___ EXERCISE INPUTS ___

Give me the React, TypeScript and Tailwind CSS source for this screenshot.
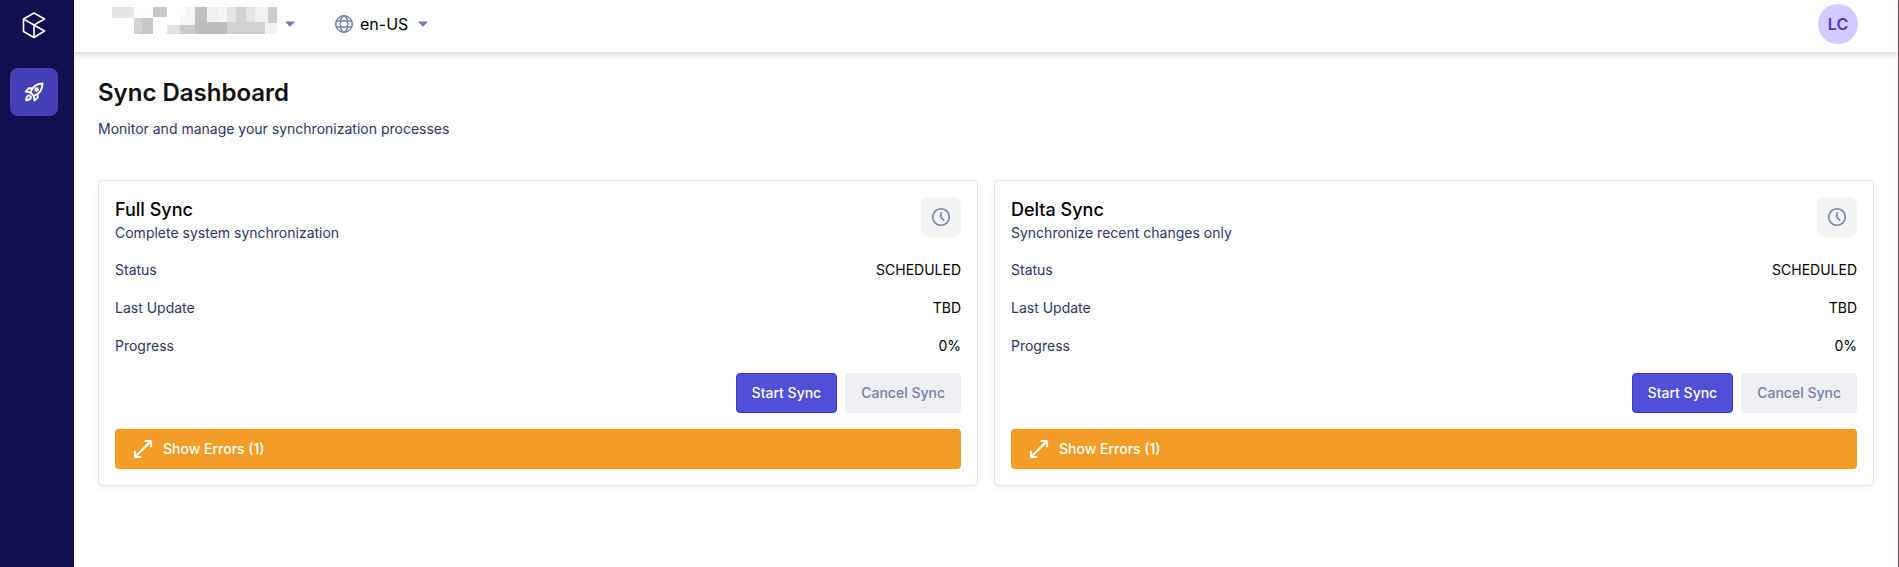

___
___ EXERCISE INPUTS ___

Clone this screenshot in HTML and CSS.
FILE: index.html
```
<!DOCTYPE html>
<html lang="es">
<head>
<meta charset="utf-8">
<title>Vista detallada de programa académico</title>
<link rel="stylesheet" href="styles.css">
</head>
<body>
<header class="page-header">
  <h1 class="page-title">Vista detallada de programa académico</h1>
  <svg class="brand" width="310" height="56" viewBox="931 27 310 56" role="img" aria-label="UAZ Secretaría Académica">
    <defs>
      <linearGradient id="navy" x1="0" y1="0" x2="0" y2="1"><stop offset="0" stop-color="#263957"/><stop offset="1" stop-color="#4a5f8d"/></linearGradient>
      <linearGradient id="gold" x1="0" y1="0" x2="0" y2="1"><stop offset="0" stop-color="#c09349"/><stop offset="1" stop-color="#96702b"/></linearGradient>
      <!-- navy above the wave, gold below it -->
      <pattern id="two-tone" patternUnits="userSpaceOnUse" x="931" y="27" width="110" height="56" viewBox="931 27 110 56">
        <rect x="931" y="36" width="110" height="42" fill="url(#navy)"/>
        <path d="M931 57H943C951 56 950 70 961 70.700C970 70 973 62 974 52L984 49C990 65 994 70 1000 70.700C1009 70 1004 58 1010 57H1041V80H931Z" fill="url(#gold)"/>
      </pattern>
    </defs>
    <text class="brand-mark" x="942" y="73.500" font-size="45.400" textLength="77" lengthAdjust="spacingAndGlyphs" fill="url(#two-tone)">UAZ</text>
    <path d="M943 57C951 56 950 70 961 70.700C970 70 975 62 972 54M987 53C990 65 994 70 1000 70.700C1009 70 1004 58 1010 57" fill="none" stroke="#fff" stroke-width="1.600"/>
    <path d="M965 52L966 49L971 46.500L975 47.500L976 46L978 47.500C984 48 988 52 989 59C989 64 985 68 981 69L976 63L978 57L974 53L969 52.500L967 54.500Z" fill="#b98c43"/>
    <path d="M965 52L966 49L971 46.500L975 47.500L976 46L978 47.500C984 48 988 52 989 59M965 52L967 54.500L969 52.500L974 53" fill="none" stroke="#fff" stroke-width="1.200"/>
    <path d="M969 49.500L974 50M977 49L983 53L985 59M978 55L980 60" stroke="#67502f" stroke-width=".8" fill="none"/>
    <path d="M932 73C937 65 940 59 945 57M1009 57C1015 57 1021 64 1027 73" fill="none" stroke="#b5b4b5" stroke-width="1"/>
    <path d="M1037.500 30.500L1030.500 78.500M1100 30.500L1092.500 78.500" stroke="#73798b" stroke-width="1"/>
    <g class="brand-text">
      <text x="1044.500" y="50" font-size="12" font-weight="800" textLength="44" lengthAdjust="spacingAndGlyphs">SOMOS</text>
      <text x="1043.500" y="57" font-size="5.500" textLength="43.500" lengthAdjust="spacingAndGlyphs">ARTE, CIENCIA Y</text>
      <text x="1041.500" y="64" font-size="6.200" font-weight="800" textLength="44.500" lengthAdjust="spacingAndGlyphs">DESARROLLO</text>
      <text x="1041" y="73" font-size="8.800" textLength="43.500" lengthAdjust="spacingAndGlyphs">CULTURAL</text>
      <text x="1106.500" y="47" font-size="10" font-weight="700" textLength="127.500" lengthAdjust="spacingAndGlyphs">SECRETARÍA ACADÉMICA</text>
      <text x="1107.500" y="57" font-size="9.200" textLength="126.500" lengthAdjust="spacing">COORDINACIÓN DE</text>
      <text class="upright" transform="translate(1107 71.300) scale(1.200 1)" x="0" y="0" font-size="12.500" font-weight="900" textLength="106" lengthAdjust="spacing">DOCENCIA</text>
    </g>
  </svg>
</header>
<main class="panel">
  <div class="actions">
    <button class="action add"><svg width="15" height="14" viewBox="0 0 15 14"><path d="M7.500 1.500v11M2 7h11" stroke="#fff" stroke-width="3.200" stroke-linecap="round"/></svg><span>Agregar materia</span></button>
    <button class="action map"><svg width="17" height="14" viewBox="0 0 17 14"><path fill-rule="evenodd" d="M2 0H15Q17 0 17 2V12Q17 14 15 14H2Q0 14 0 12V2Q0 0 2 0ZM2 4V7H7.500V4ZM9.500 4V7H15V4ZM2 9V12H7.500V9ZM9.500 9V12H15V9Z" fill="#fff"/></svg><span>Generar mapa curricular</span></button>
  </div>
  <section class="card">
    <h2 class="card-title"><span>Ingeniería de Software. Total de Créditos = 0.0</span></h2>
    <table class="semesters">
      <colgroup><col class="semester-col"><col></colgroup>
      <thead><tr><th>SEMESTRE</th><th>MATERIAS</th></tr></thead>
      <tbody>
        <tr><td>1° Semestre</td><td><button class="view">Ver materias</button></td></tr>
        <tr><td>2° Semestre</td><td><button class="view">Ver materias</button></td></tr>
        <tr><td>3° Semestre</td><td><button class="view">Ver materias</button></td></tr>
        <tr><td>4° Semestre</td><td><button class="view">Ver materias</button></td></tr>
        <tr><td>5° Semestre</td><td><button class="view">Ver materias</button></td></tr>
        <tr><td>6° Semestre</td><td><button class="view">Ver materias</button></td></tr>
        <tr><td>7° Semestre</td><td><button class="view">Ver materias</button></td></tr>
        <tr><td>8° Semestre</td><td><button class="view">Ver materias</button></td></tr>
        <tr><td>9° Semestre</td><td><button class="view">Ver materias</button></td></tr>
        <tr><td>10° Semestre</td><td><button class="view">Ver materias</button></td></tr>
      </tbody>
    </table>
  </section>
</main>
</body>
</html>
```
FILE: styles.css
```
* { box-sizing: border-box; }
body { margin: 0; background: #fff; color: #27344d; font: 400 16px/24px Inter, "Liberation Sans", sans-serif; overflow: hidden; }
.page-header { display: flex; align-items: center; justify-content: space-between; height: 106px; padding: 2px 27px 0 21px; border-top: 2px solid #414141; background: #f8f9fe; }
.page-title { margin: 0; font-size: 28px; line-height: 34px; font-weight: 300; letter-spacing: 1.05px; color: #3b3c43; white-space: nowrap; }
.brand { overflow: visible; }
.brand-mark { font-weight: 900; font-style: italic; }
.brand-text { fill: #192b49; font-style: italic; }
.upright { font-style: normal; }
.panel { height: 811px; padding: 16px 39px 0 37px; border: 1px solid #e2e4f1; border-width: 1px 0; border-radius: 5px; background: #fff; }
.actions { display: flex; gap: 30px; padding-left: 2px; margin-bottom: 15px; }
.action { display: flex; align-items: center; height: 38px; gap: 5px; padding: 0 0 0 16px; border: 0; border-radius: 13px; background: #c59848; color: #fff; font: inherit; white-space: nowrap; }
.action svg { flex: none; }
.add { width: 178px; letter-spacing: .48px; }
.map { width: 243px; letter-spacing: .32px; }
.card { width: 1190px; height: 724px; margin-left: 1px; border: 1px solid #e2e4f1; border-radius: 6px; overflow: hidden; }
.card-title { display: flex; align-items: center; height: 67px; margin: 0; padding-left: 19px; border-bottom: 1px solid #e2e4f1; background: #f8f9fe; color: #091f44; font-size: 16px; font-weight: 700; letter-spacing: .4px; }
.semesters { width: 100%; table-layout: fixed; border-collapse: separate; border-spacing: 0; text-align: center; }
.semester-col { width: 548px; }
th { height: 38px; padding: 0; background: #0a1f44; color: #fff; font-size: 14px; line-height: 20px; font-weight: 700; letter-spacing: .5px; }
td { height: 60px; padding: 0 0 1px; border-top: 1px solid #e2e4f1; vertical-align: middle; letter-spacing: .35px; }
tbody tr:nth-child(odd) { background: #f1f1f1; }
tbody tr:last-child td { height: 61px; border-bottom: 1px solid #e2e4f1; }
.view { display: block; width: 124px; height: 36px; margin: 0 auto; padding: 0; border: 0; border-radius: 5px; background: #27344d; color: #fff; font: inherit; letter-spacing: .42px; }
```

___

**PROBLEM TO SOLVE**:
Copy every single line of the material above that holds "screenshot".

**ANSWER**:
Give me the React, TypeScript and Tailwind CSS source for this screenshot.
Clone this screenshot in HTML and CSS.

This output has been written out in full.